Stored items:
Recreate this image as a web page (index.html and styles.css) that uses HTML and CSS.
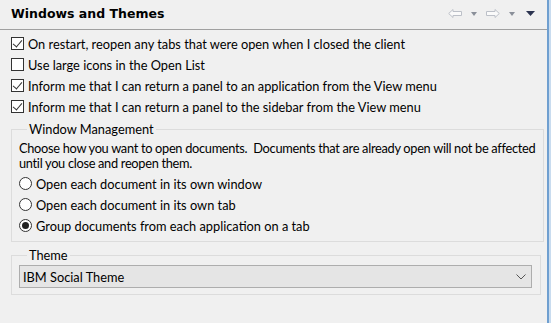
FILE: index.html
```html
<!DOCTYPE html>
<html>
<head>
<meta charset="utf-8">
<link rel="stylesheet" href="styles.css">
</head>
<body>
<div class="frame">
  <div class="panel">
    <div class="header">
      <div class="title">Windows and Themes</div>
      <div class="nav">
        <svg class="arrow" width="14" height="9" viewBox="0 0 14 9"><path d="M0.7 4.5 L5 0.5 L5 2.5 L13.5 2.5 L13.5 6.5 L5 6.5 L5 8.5 Z" fill="#fafafa" stroke="#bcc0c8"/></svg>
        <svg class="tri" width="6" height="4" viewBox="0 0 6 4"><path d="M0 0 H6 L3 4 Z" fill="#8a8f99"/></svg>
        <svg class="arrow" width="14" height="9" viewBox="0 0 14 9"><path d="M13.3 4.5 L9 0.5 L9 2.5 L0.5 2.5 L0.5 6.5 L9 6.5 L9 8.5 Z" fill="#fafafa" stroke="#bcc0c8"/></svg>
        <svg class="tri" width="6" height="4" viewBox="0 0 6 4"><path d="M0 0 H6 L3 4 Z" fill="#8a8f99"/></svg>
        <svg class="tri dark" width="9" height="5" viewBox="0 0 9 5"><path d="M0 0 H9 L4.5 5 Z" fill="#2c3450"/></svg>
      </div>
    </div>
    <div class="content">
      <label class="row"><span class="check on"></span>On restart, reopen any tabs that were open when I closed the client</label>
      <label class="row"><span class="check"></span>Use large icons in the Open List</label>
      <label class="row"><span class="check on"></span>Inform me that I can return a panel to an application from the View menu</label>
      <label class="row"><span class="check on"></span>Inform me that I can return a panel to the sidebar from the View menu</label>

      <fieldset class="group wm">
        <legend>Window Management</legend>
        <p class="desc">Choose how you want to open documents.&nbsp; Documents that are already open will not be affected<br>until you close and reopen them.</p>
        <label class="row radio-row"><span class="radio"></span>Open each document in its own window</label>
        <label class="row radio-row"><span class="radio"></span>Open each document in its own tab</label>
        <label class="row radio-row"><span class="radio on"></span>Group documents from each application on a tab</label>
      </fieldset>

      <fieldset class="group theme">
        <legend>Theme</legend>
        <div class="combo"><span>IBM Social Theme</span>
          <svg width="10" height="6" viewBox="0 0 10 6"><path d="M0.5 0.5 L5 5 L9.5 0.5" fill="none" stroke="#555" stroke-width="1"/></svg>
        </div>
      </fieldset>
    </div>
  </div>
  <div class="edge"></div>
</div>
</body>
</html>
```
FILE: styles.css
```css
* { box-sizing: border-box; }
html, body { margin: 0; padding: 0; }
body {
  width: 551px; height: 323px; overflow: hidden;
  background: #f0f0f0;
  font-family: "Lato", "Noto Sans", sans-serif;
  font-size: 12.8px;
  color: #000;
}
.frame { display: flex; height: 323px; }
.panel { width: 547px; background: #f0f0f0; }
.edge {
  width: 4px; height: 323px;
  border-left: 2px solid #6f9fd0;
  background: #c9dcef;
}
.header {
  height: 30px;
  display: flex; align-items: center; justify-content: space-between;
  border-bottom: 1px solid #a0a0a0;
  padding: 0 12px 0 11px;
}
.title {
  font-family: "DejaVu Sans", sans-serif;
  font-weight: bold; font-size: 12.5px;
  padding-bottom: 2px;
}
.nav { display: flex; align-items: center; gap: 9px; padding-bottom: 2px; }
.nav .dark { margin-left: 2px; }
.content { padding: 3px 0 0 11px; }
.row {
  display: flex; align-items: center; height: 21px; white-space: nowrap;
}
.check {
  width: 13px; height: 13px; border: 1px solid #333; background: #fff;
  margin-right: 4px; flex: none; position: relative;
}
.check.on::after {
  content: ""; position: absolute; left: 3px; top: 0px;
  width: 4px; height: 8px;
  border: solid #333; border-width: 0 1px 1px 0;
  transform: rotate(40deg);
}
.group {
  margin: 0 6px 0 0; padding: 0 8px 0 7px;
  border: 1px solid #dcdcdc; border-radius: 0;
}
.group legend { padding: 0 2px; margin-left: 8px; line-height: 14px; }
.wm { margin-top: 5px; padding-bottom: 5px; }
.desc { margin: 5px 0 2px 0; line-height: 15px; white-space: nowrap; letter-spacing: -0.3px; }
.radio {
  width: 13px; height: 13px; border: 1px solid #333; border-radius: 50%;
  background: #fff; margin-right: 4px; flex: none; position: relative;
}
.radio.on::after {
  content: ""; position: absolute; left: 2px; top: 2px;
  width: 7px; height: 7px; border-radius: 50%; background: #222;
}
.theme { margin-top: 6px; padding-top: 3px; padding-bottom: 6px; }
.combo {
  height: 23px; border: 1px solid #adadad; background: #e5e5e5;
  display: flex; align-items: center; justify-content: space-between;
  padding: 0 5px 0 3px;
}
```
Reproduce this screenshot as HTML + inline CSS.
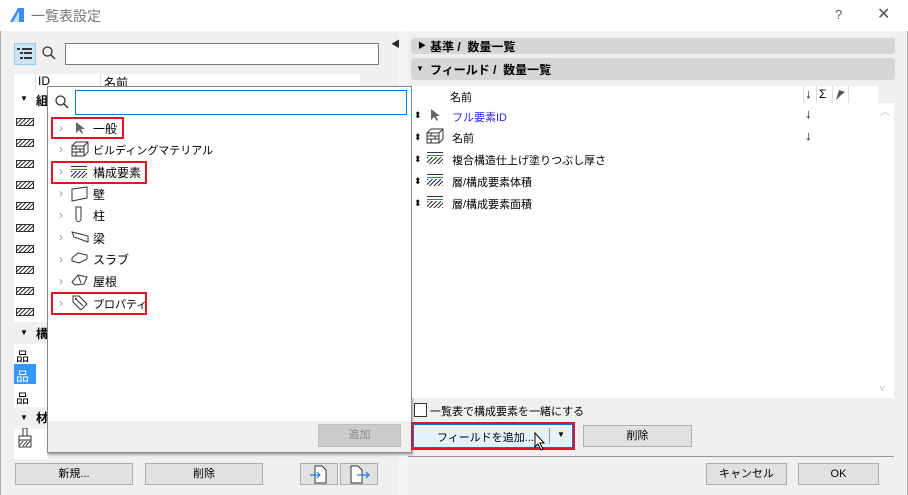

» What the task asks:
Output an exact copy of the material, with the pictures removed.

» Task response:
Recreate this image as a web page (index.html and styles.css) that uses HTML and CSS.
FILE: index.html
```html
<!DOCTYPE html>
<html>
<head>
<meta charset="utf-8">
<link rel="stylesheet" href="styles.css">
</head>
<body>
<div class="frame">
  <div class="panel">
    <div class="header">
      <div class="title">Windows and Themes</div>
      <div class="nav">
        <svg class="arrow" width="14" height="9" viewBox="0 0 14 9"><path d="M0.7 4.5 L5 0.5 L5 2.5 L13.5 2.5 L13.5 6.5 L5 6.5 L5 8.5 Z" fill="#fafafa" stroke="#bcc0c8"/></svg>
        <svg class="tri" width="6" height="4" viewBox="0 0 6 4"><path d="M0 0 H6 L3 4 Z" fill="#8a8f99"/></svg>
        <svg class="arrow" width="14" height="9" viewBox="0 0 14 9"><path d="M13.3 4.5 L9 0.5 L9 2.5 L0.5 2.5 L0.5 6.5 L9 6.5 L9 8.5 Z" fill="#fafafa" stroke="#bcc0c8"/></svg>
        <svg class="tri" width="6" height="4" viewBox="0 0 6 4"><path d="M0 0 H6 L3 4 Z" fill="#8a8f99"/></svg>
        <svg class="tri dark" width="9" height="5" viewBox="0 0 9 5"><path d="M0 0 H9 L4.5 5 Z" fill="#2c3450"/></svg>
      </div>
    </div>
    <div class="content">
      <label class="row"><span class="check on"></span>On restart, reopen any tabs that were open when I closed the client</label>
      <label class="row"><span class="check"></span>Use large icons in the Open List</label>
      <label class="row"><span class="check on"></span>Inform me that I can return a panel to an application from the View menu</label>
      <label class="row"><span class="check on"></span>Inform me that I can return a panel to the sidebar from the View menu</label>

      <fieldset class="group wm">
        <legend>Window Management</legend>
        <p class="desc">Choose how you want to open documents.&nbsp; Documents that are already open will not be affected<br>until you close and reopen them.</p>
        <label class="row radio-row"><span class="radio"></span>Open each document in its own window</label>
        <label class="row radio-row"><span class="radio"></span>Open each document in its own tab</label>
        <label class="row radio-row"><span class="radio on"></span>Group documents from each application on a tab</label>
      </fieldset>

      <fieldset class="group theme">
        <legend>Theme</legend>
        <div class="combo"><span>IBM Social Theme</span>
          <svg width="10" height="6" viewBox="0 0 10 6"><path d="M0.5 0.5 L5 5 L9.5 0.5" fill="none" stroke="#555" stroke-width="1"/></svg>
        </div>
      </fieldset>
    </div>
  </div>
  <div class="edge"></div>
</div>
</body>
</html>
```
FILE: styles.css
```css
* { box-sizing: border-box; }
html, body { margin: 0; padding: 0; }
body {
  width: 551px; height: 323px; overflow: hidden;
  background: #f0f0f0;
  font-family: "Lato", "Noto Sans", sans-serif;
  font-size: 12.8px;
  color: #000;
}
.frame { display: flex; height: 323px; }
.panel { width: 547px; background: #f0f0f0; }
.edge {
  width: 4px; height: 323px;
  border-left: 2px solid #6f9fd0;
  background: #c9dcef;
}
.header {
  height: 30px;
  display: flex; align-items: center; justify-content: space-between;
  border-bottom: 1px solid #a0a0a0;
  padding: 0 12px 0 11px;
}
.title {
  font-family: "DejaVu Sans", sans-serif;
  font-weight: bold; font-size: 12.5px;
  padding-bottom: 2px;
}
.nav { display: flex; align-items: center; gap: 9px; padding-bottom: 2px; }
.nav .dark { margin-left: 2px; }
.content { padding: 3px 0 0 11px; }
.row {
  display: flex; align-items: center; height: 21px; white-space: nowrap;
}
.check {
  width: 13px; height: 13px; border: 1px solid #333; background: #fff;
  margin-right: 4px; flex: none; position: relative;
}
.check.on::after {
  content: ""; position: absolute; left: 3px; top: 0px;
  width: 4px; height: 8px;
  border: solid #333; border-width: 0 1px 1px 0;
  transform: rotate(40deg);
}
.group {
  margin: 0 6px 0 0; padding: 0 8px 0 7px;
  border: 1px solid #dcdcdc; border-radius: 0;
}
.group legend { padding: 0 2px; margin-left: 8px; line-height: 14px; }
.wm { margin-top: 5px; padding-bottom: 5px; }
.desc { margin: 5px 0 2px 0; line-height: 15px; white-space: nowrap; letter-spacing: -0.3px; }
.radio {
  width: 13px; height: 13px; border: 1px solid #333; border-radius: 50%;
  background: #fff; margin-right: 4px; flex: none; position: relative;
}
.radio.on::after {
  content: ""; position: absolute; left: 2px; top: 2px;
  width: 7px; height: 7px; border-radius: 50%; background: #222;
}
.theme { margin-top: 6px; padding-top: 3px; padding-bottom: 6px; }
.combo {
  height: 23px; border: 1px solid #adadad; background: #e5e5e5;
  display: flex; align-items: center; justify-content: space-between;
  padding: 0 5px 0 3px;
}
```
Reproduce this screenshot as HTML + inline CSS.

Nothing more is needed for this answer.